NIXY Monterey G5 at $699 or Atoll 12'6" Archipelago. Both are dedicated touring shapes. Monterey at $699 includes the premium NIXY accessory bundle and 3-year warranty. Atoll Archipelago is at the entry price point. If you are paddling long distances regularly, the upgraded paddle on the Monterey reduces shoulder fatigue.
"I want a try-before-you-fully-commit option with a longer return window."
Atoll 11' at $449. 60-day money-back guarantee is twice the length of NIXY's 30-day window. If you want extra time to decide, Atoll buys you 30 more days.
For more on first-board choice, our beginner buyer's guide goes deeper on stability, capacity, and what to skip.
Frequently asked questions
Is NIXY or Atoll better?
Neither is universally better. They are two independent California-based iSUP brands at different price tiers. NIXY runs $200 more at MSRP and includes welded-seam construction across every board, a hybrid carbon paddle, a dual-chamber pump, a wheeled backpack, a 3-year warranty, and a curated 5-board lineup. Atoll runs $200 less and includes a complete entry-tier bundle, a 60-day money-back guarantee, and a simpler one-main-board catalog. The right pick depends on which side of the $200 line your priorities sit on.
Is Atoll a good paddle board for the price?
Yes. The Atoll 11' is one of the better-built entry-tier inflatable SUPs from a US independent brand at $449. Construction is dual-layer PVC with Korean Dropstitch, the bundle is complete, and the 60-day money-back guarantee gives you a real try-it window. It is not the same construction tier as NIXY's welded G5 line with a hybrid carbon paddle, but at $449 it does not need to be.
Is Atoll family-owned?
Atoll was founded in 2014 by Wes Kuhne in Huntington Beach, California, and is currently led by CEO Wiley Wise. The company is independent (not owned by a private equity firm or a public conglomerate, based on public records). NIXY is family-owned by founders Nicolas and Alexandra since 2015 with no outside investment. Both brands have similar independent-operator stories.

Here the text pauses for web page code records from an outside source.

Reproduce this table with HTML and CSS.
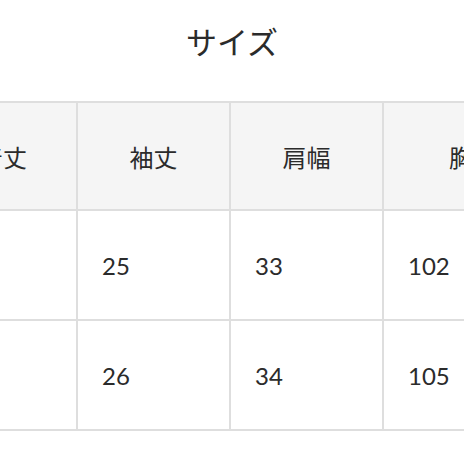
FILE: index.html
```html
<!DOCTYPE html>
<html lang="ja">
<head>
<meta charset="utf-8">
<link rel="stylesheet" href="styles.css">
</head>
<body>
<div class="page">
  <h2 class="title">サイズ</h2>
  <div class="scroller">
    <table class="size-table">
      <colgroup>
        <col class="c1">
        <col class="c2">
        <col class="c3">
        <col class="c4">
      </colgroup>
      <thead>
        <tr>
          <th>着丈</th>
          <th>袖丈</th>
          <th>肩幅</th>
          <th>胸囲</th>
        </tr>
      </thead>
      <tbody>
        <tr>
          <td>70</td>
          <td>25</td>
          <td>33</td>
          <td>102</td>
        </tr>
        <tr>
          <td>72</td>
          <td>26</td>
          <td>34</td>
          <td>105</td>
        </tr>
      </tbody>
    </table>
  </div>
</div>
</body>
</html>
```

FILE: styles.css
```css
html, body {
  margin: 0;
  padding: 0;
  background: #ffffff;
}

.page {
  width: 464px;
  height: 464px;
  overflow: hidden;
}

.title {
  margin: 0;
  height: 101px;
  box-sizing: border-box;
  padding-top: 21px;
  text-align: center;
  font-family: "Noto Sans CJK JP", "Noto Sans", sans-serif;
  font-weight: 400;
  font-size: 31px;
  line-height: 40px;
  color: #2b2b2b;
}

.scroller {
  overflow: hidden;
  width: 464px;
}

.size-table {
  border-collapse: collapse;
  margin-left: -72px;
  table-layout: fixed;
  width: 634px;
  min-width: 634px;
}

.size-table th,
.size-table td {
  border: 2px solid #dedede;
  padding: 0;
  color: #2b2b2b;
}

.size-table th {
  background: #f5f5f5;
  height: 106px;
  text-align: center;
  font-family: "Noto Sans CJK JP", "Noto Sans", sans-serif;
  font-weight: 400;
  font-size: 24px;
}

.size-table td {
  background: #ffffff;
  height: 108px;
  text-align: left;
  padding-left: 24px;
  font-family: Lato, "Liberation Sans", sans-serif;
  font-size: 24px;
}

.c1 { width: 148px; }
.c2 { width: 153px; }
.c3 { width: 153px; }
.c4 { width: 180px; }
```
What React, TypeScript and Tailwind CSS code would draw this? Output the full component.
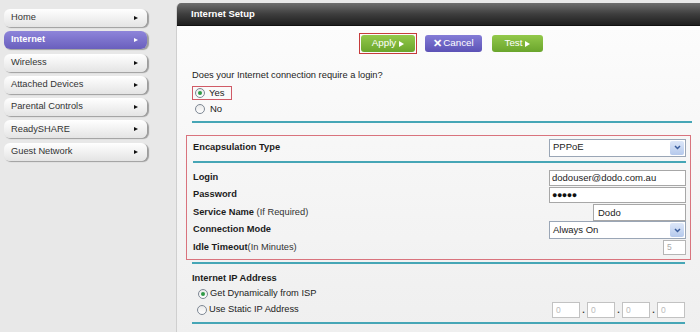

What is the difference between NIXY Newport and Atoll 11'?
NIXY Newport G5 is a 10'6" all-around at $649 with welded rails on every board, hybrid carbon paddle, G4 Typhoon dual-chamber pump, three-wheeled waterproof backpack, 300 lb capacity, and a 3-year warranty. Atoll 11' is a longer all-around at $449 (full package) with welded rails on the Wolf Grey variant (older models may use glued rails), aluminum-blend paddle, single-stage hand pump, standard travel backpack, 400 lb capacity, and a 2-year warranty. NIXY wins on construction consistency, paddle quality, pump tier, backpack, and warranty length. Atoll wins on price ($200 less), capacity (100 lb more), and return window (60 vs 30 days).
Should I upgrade my Atoll accessories or just buy NIXY?
If you plan to upgrade the paddle to a hybrid carbon, swap the hand pump for an electric pump, and add a wheeled backpack, the total spend often lands within $50-$100 of NIXY Newport with the bundle in the box. At that point NIXY wins on warranty (3 years vs 2) and welded-seam consistency across the line. If you are happy with the entry-tier accessories Atoll ships with, no need to upgrade and Atoll stays the better value.
Can I use a NIXY paddle on an Atoll board?
Yes. Standard SUP paddles are interchangeable across brands. Same for fins (most use the US fin box standard) and pumps (most use the Halkey-Roberts valve standard). Boards, accessories, and warranty service are brand-specific.
Built for the water. Inspired by the life around it.
NIXY and Atoll both prove that an independent California-based DTC brand can build a real iSUP business without taking outside investment. They occupy different price tiers in the same broad value-conscious segment of the market. Atoll does the cheapest acceptable premium-class entry; NIXY does the next tier of construction, paddle, pump, and warranty for $200 more.
If you have decided on NIXY, the Newport G5 is the default first-board pick, the Venice G5 is the yoga and stability pick, the Huntington G5 is the travel pick, the Monterey G5 is the touring and fishing pick, and the Malibu G5 is the speed pick. Every one ships with welded rails, the wheeled backpack, the 3-year warranty, and a phone line to a real person in Southern California.
If you decide on Atoll, you are buying a solid entry-tier iSUP from a fellow independent California brand at the cheapest price in the segment. Both paths end with a paddle in your hand on water, which is the only outcome that actually matters.